Femme de tête, mais à visage définitivement humain, donc. Faudrait-il y voir une tentative d’explication de son exceptionnelle longévité, de cette popularité qui résiste aux soubresauts d’une carrière forcément inégale? « En vérité, je trouve que c’est assez naturel », lâche-t-elle dans un élan de spontanéité rieuse. « Vous allez penser que je suis complètement mégalo, mais non, cela se fait d’une façon naturelle. Et si cela doit s’arrêter un jour, cela s’arrêtera. Le jour où il n’y aura plus ce fluide qui passe, c’est qu’il y aura eu désistement, de leur part ou de la mienne. La place que j’ai, elle n’est pas en désaccord avec ce que je suis moi, profondément.
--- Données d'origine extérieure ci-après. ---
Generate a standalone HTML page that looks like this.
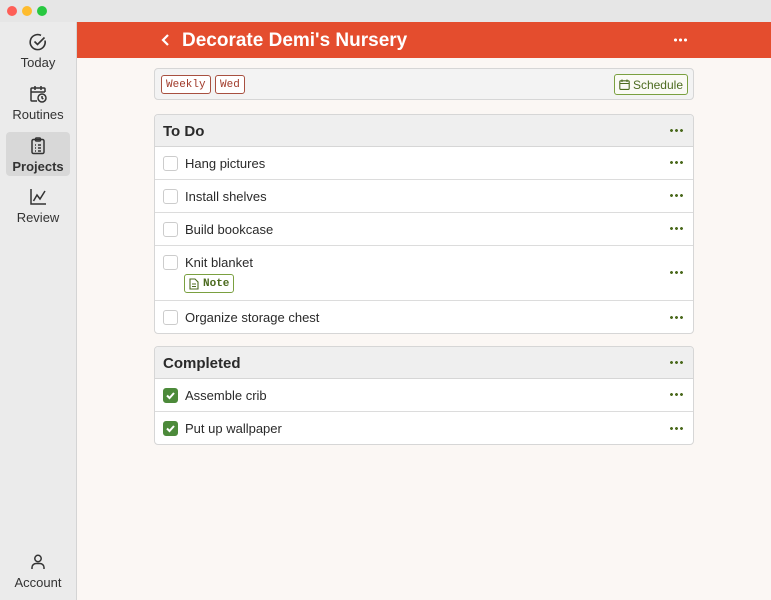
<!DOCTYPE html>
<html><head><meta charset="utf-8"><style>
*{box-sizing:border-box;margin:0;padding:0}
body{width:771px;height:600px;overflow:hidden;font-family:"Liberation Sans",sans-serif;background:#fbf7f4;position:relative;color:#2a2a2a}
.tb{position:absolute;left:0;top:0;width:771px;height:22px;background:#e6e6e6}
.dot{position:absolute;top:6px;width:10px;height:10px;border-radius:50%}
.side{position:absolute;left:0;top:22px;width:77px;height:578px;background:#ebebeb;border-right:1px solid #d4d4d4}
.nav{position:absolute;left:6px;width:64px;height:45px;text-align:center;font-size:13px;color:#333}
.nav svg{display:block;margin:0 auto 3px}
.hdr{position:absolute;left:77px;top:22px;width:694px;height:36px;background:#e44d2e;color:#fff}
.card{position:absolute;left:154px;width:540px;border:1px solid #d6d6d6;border-radius:4px;background:#fff;overflow:hidden}
.ch{height:32px;background:#efefef;border-bottom:1px solid #d6d6d6;font-weight:bold;font-size:15px;padding:8px 0 0 8px;position:relative}
.row{height:33px;border-bottom:1px solid #dcdcdc;position:relative;font-size:13px;padding:9px 0 0 30px}
.row:last-child{border-bottom:none}
.cb{position:absolute;left:8px;top:9px;width:15px;height:15px;border:1px solid #ccc;border-radius:3px;background:#fff}
.cb.on{background:#4c8a3a;border-color:#4c8a3a}
.more{position:absolute;right:10px;top:50%;margin-top:-2px;width:14px;height:3px;background:radial-gradient(circle,#4c6b1f 1.3px,transparent 1.6px) 0 0/5px 3px repeat-x}
.tag{position:absolute;top:6px;height:19px;border:1px solid #a85040;border-radius:3px;color:#a03a2a;font-family:"Liberation Mono",monospace;font-size:11px;padding:3px 4px 0;background:#fff}
</style></head><body>
<div class="tb">
<div class="dot" style="left:7px;background:#fe5f57"></div>
<div class="dot" style="left:22px;background:#febc2e"></div>
<div class="dot" style="left:37px;background:#28c840"></div>
</div>
<div class="side">
<div class="nav" style="top:10px"><svg width="20" height="20" viewBox="0 0 20 20" fill="none" stroke="#333" stroke-width="1.6"><path d="M17 8.5A7.5 7.5 0 1 1 13 3.4"/><path d="M6.5 9.5l3 3 7-7"/></svg>Today</div>
<div class="nav" style="top:62px"><svg width="20" height="20" viewBox="0 0 20 20" fill="none" stroke="#333" stroke-width="1.5"><path d="M9 17H4a1 1 0 0 1-1-1V5a1 1 0 0 1 1-1h12a1 1 0 0 1 1 1v3M3 8h14M7 2v4M13 2v4"/><circle cx="14" cy="14" r="4"/><path d="M14 12v2l1.3 1"/></svg>Routines</div>
<div class="nav" style="top:110px;background:#d8d8d8;border-radius:4px;padding-top:4px;font-weight:bold;height:44px"><svg width="20" height="20" viewBox="0 0 20 20" fill="none" stroke="#333" stroke-width="1.5"><rect x="4" y="3.5" width="12" height="14" rx="1.5"/><rect x="7.5" y="2" width="5" height="3" rx="1"/><path d="M7 9h1M10 9h3M7 12h1M10 12h3M7 15h1M10 15h3"/></svg>Projects</div>
<div class="nav" style="top:165px"><svg width="20" height="20" viewBox="0 0 20 20" fill="none" stroke="#333" stroke-width="1.5"><path d="M3 2v15h15"/><path d="M5.5 14l3.5-6 3 4 5-8"/></svg>Review</div>
<div class="nav" style="top:530px"><svg width="20" height="20" viewBox="0 0 20 20" fill="none" stroke="#333" stroke-width="1.5"><circle cx="10" cy="6.5" r="3.2"/><path d="M4 17v-1.5a4 4 0 0 1 4-4h4a4 4 0 0 1 4 4V17"/></svg>Account</div>
</div>
<div class="hdr">
<svg style="position:absolute;left:83px;top:11px" width="12" height="14" viewBox="0 0 12 14" fill="none" stroke="#fff" stroke-width="2.2"><path d="M8 2L3 7l5 5"/></svg>
<div style="position:absolute;left:105px;top:8px;font-size:19px;font-weight:bold">Decorate Demi's Nursery</div>
<div style="position:absolute;left:596px;top:16px;width:14px;height:4px;background:radial-gradient(circle,#fff 1.4px,transparent 1.7px) 0 0/5px 4px repeat-x"></div>
</div>
<div class="card" style="top:68px;height:32px;background:#f3f3f3">
<div class="tag" style="left:6px">Weekly</div>
<div class="tag" style="left:60px">Wed</div>
<div style="position:absolute;right:5px;top:5px;height:21px;border:1px solid #7aa040;border-radius:3px;color:#4c6b1f;font-size:12px;padding:3px 4px 0 18px;background:#fafaf5">
<svg style="position:absolute;left:4px;top:4px" width="11" height="11" viewBox="0 0 11 11" fill="none" stroke="#4c6b1f" stroke-width="1.1"><rect x="0.8" y="1.8" width="9.4" height="8.6" rx="1"/><path d="M0.8 4.5h9.4M3 0.5v2.5M8 0.5v2.5"/></svg>Schedule</div>
</div>
<div class="card" style="top:114px;height:220px">
<div class="ch">To Do<span class="more"></span></div>
<div class="row"><span class="cb"></span>Hang pictures<span class="more"></span></div>
<div class="row"><span class="cb"></span>Install shelves<span class="more"></span></div>
<div class="row"><span class="cb"></span>Build bookcase<span class="more"></span></div>
<div class="row" style="height:55px"><span class="cb"></span>Knit blanket<span class="more"></span>
<div style="position:absolute;left:29px;top:28px;height:19px;border:1px solid #7aa040;border-radius:3px;color:#4c6b1f;font-family:'Liberation Mono',monospace;font-size:11px;font-weight:bold;padding:3px 4px 0 18px">
<svg style="position:absolute;left:4px;top:3px" width="10" height="12" viewBox="0 0 10 12" fill="none" stroke="#4c6b1f" stroke-width="1.1"><path d="M1 1h5l3 3v7H1z M3 6h4M3 8.5h4"/></svg>Note</div></div>
<div class="row"><span class="cb"></span>Organize storage chest<span class="more"></span></div>
</div>
<div class="card" style="top:346px;height:99px">
<div class="ch">Completed<span class="more"></span></div>
<div class="row"><span class="cb on"><svg width="13" height="13" viewBox="0 0 13 13" fill="none" stroke="#fff" stroke-width="2"><path d="M3 6.5l2.5 2.5 4.5-5"/></svg></span>Assemble crib<span class="more"></span></div>
<div class="row"><span class="cb on"><svg width="13" height="13" viewBox="0 0 13 13" fill="none" stroke="#fff" stroke-width="2"><path d="M3 6.5l2.5 2.5 4.5-5"/></svg></span>Put up wallpaper<span class="more"></span></div>
</div>
</body></html>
Je ne parle pas d’être numéro 1 dans les sondages, cette considération ne commande pas mes choix de carrière ou mes choix de vie, je n’y pense pas au moment de faire quelque chose. C’est étonnant, mais je pense que c’est lié au fait que personne ne se sent obligé. Après, on peut l’expliquer par plein de choses: le fait qu’on m’ait connue enfant a forcément créé des liens qui rappellent aussi aux gens leur enfance, leurs souvenirs. Des liens affectifs se sont tissés, et ce qui est affectif reste. En bien comme en mal d’ailleurs… »

L’Age de raison, de Yann Samuell, avec Sophie Marceau, Jonathan Zaccaï, Michel Duchaussoy. Sortie le 4 août.